* START DATA FOR THIS EXERCISE *
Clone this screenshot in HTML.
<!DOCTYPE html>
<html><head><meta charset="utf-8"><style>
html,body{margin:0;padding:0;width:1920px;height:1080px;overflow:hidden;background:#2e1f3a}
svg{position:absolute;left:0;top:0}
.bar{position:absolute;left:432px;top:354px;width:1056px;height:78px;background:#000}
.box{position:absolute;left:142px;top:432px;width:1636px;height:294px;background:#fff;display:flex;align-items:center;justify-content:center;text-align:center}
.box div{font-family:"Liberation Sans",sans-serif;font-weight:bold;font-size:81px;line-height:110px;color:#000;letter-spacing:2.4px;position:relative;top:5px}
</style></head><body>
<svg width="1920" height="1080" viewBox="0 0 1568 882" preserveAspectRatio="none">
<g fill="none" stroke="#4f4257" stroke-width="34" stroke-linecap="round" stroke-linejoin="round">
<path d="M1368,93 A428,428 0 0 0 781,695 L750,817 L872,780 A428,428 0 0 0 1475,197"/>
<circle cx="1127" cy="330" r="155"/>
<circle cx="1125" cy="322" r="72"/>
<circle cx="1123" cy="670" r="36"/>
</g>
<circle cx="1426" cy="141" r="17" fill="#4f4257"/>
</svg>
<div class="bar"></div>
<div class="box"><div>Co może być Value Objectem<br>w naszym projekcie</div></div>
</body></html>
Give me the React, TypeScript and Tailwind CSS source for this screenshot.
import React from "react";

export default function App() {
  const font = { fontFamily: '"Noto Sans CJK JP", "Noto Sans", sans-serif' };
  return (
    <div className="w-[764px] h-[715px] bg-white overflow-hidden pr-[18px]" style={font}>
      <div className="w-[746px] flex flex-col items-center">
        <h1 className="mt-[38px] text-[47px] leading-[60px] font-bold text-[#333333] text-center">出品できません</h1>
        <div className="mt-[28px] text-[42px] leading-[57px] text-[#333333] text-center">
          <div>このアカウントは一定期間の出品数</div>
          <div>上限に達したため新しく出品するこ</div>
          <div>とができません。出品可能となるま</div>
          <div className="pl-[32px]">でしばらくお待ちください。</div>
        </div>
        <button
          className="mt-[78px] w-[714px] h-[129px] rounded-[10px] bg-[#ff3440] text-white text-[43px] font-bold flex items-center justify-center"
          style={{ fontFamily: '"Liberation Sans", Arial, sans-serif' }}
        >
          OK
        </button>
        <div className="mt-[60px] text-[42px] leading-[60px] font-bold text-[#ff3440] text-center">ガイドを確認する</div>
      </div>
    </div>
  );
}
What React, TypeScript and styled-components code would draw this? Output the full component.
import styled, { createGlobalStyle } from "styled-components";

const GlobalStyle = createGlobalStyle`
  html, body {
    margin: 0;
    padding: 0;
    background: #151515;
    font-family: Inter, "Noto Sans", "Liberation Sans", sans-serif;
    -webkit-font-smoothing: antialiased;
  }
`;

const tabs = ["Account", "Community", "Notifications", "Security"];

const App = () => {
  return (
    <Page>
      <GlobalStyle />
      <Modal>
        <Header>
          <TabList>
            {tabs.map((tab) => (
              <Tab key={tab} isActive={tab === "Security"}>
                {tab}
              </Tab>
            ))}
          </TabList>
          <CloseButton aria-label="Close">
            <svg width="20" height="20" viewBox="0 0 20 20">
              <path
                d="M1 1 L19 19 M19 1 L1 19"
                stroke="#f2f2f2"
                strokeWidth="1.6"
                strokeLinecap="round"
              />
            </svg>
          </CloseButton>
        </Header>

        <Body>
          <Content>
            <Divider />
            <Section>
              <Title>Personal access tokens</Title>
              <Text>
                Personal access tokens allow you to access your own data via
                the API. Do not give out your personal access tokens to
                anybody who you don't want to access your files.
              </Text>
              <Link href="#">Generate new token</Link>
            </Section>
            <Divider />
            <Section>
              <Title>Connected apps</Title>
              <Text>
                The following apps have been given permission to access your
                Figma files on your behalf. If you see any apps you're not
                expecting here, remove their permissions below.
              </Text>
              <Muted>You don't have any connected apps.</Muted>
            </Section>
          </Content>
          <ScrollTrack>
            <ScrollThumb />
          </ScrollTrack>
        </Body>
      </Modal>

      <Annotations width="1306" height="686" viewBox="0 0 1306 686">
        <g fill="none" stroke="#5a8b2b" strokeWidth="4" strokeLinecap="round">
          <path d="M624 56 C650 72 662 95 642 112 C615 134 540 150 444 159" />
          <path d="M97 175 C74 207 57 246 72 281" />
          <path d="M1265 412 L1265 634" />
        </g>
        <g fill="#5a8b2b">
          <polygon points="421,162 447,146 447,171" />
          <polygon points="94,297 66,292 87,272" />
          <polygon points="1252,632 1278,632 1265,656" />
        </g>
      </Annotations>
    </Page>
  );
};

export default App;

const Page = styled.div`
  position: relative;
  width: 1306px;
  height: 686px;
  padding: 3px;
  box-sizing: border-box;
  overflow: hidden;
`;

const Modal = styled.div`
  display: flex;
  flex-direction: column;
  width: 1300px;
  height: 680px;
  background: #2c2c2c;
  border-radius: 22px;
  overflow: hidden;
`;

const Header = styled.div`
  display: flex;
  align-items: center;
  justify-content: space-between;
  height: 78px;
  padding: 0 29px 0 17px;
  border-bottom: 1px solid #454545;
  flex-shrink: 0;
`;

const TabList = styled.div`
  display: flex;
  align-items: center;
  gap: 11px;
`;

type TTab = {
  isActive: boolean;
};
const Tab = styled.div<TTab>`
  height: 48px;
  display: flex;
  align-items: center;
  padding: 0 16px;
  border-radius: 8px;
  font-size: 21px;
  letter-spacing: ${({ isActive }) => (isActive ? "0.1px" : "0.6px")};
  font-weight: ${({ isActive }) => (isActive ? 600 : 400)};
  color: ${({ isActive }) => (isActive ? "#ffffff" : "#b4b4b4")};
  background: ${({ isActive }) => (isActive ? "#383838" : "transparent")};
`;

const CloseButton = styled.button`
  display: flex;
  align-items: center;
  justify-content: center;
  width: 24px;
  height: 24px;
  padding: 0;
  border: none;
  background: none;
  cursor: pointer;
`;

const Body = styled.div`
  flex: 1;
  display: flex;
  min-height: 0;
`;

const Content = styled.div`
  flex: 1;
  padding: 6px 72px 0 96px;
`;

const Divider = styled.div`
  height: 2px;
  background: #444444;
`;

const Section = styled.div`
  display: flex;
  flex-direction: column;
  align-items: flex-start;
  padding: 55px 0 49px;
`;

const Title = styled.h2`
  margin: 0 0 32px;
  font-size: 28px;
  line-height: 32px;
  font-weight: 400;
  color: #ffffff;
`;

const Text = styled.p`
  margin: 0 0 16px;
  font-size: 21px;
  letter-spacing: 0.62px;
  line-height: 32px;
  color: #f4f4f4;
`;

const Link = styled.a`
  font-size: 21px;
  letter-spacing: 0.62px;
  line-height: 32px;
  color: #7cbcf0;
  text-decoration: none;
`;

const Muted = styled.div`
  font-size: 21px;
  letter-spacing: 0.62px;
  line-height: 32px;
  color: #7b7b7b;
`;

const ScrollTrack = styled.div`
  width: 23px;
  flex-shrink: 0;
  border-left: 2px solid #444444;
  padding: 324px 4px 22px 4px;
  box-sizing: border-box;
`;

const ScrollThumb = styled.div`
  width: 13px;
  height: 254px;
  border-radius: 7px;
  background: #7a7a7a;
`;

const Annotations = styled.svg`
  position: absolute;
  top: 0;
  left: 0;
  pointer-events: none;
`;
* END DATA FOR THIS EXERCISE *
## EXERCISE BRIEF
Looking at the data above, show all lines where the word "screenshot" occurs.

## COMPLETED TASK
Clone this screenshot in HTML.
Give me the React, TypeScript and Tailwind CSS source for this screenshot.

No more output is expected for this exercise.